Multiple central government initiatives, such as the MUDRA scheme and Mahila E-Haat, Bharatiya Mahila Bank, Udyogini Scheme, are supposed to provide the benefits that the Stree Unnati Fund promises. Why is the BJP duplicating its own schemes, which can confuse beneficiaries and make it difficult for authorities to track their implementation?
Also, the BJP, at one point, had been a fierce critic of the “politics of freebies” practised in the southern states. Yet, its manifesto is remarkably “promising”.
The free smartphones scheme is very similar to the “free laptop with 1 GB data” scheme the party promised in Uttar Pradesh. So far, there has been no allocation for the laptops in the state’s budget.
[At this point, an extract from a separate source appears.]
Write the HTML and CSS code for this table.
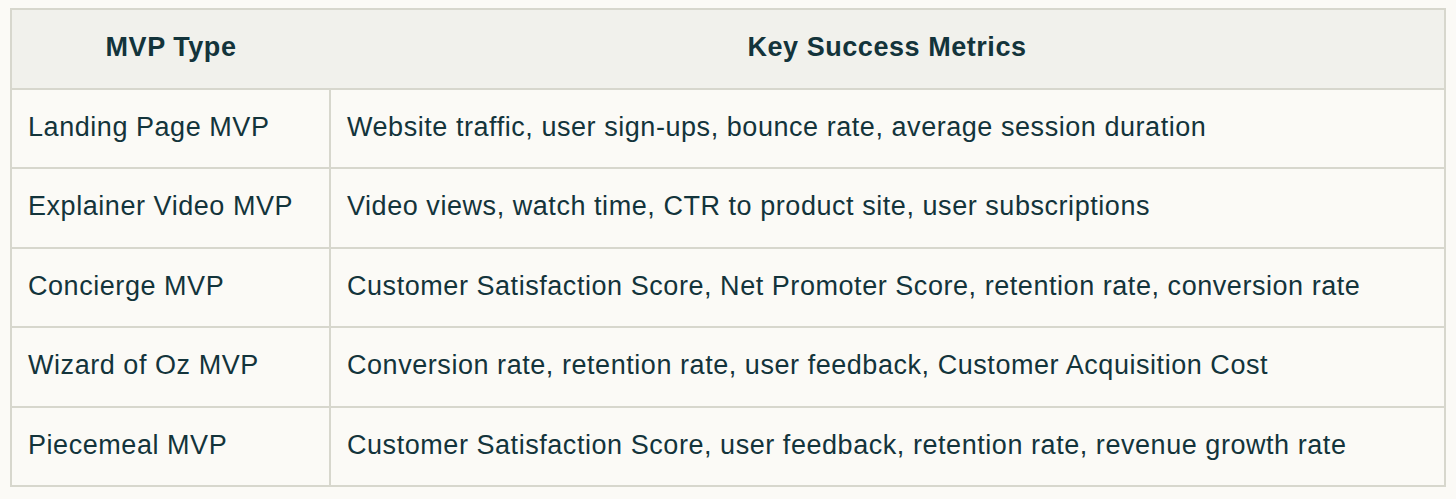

Women make up about 49 per cent of voters in Karnataka. Understandably, the BJP’s manifesto has made a strong pitch for them.
Not only this, the poll document is high on other emotive promises
– farm loan waiver, bringing back the Prevention of Cow Slaughter Bill, ensuring only Hindus are employed in Hindu temples, etc.
It remains to be seen if voters will lap up the BJP’s standard mix of saffron-flavoured grand schemes and development dreams.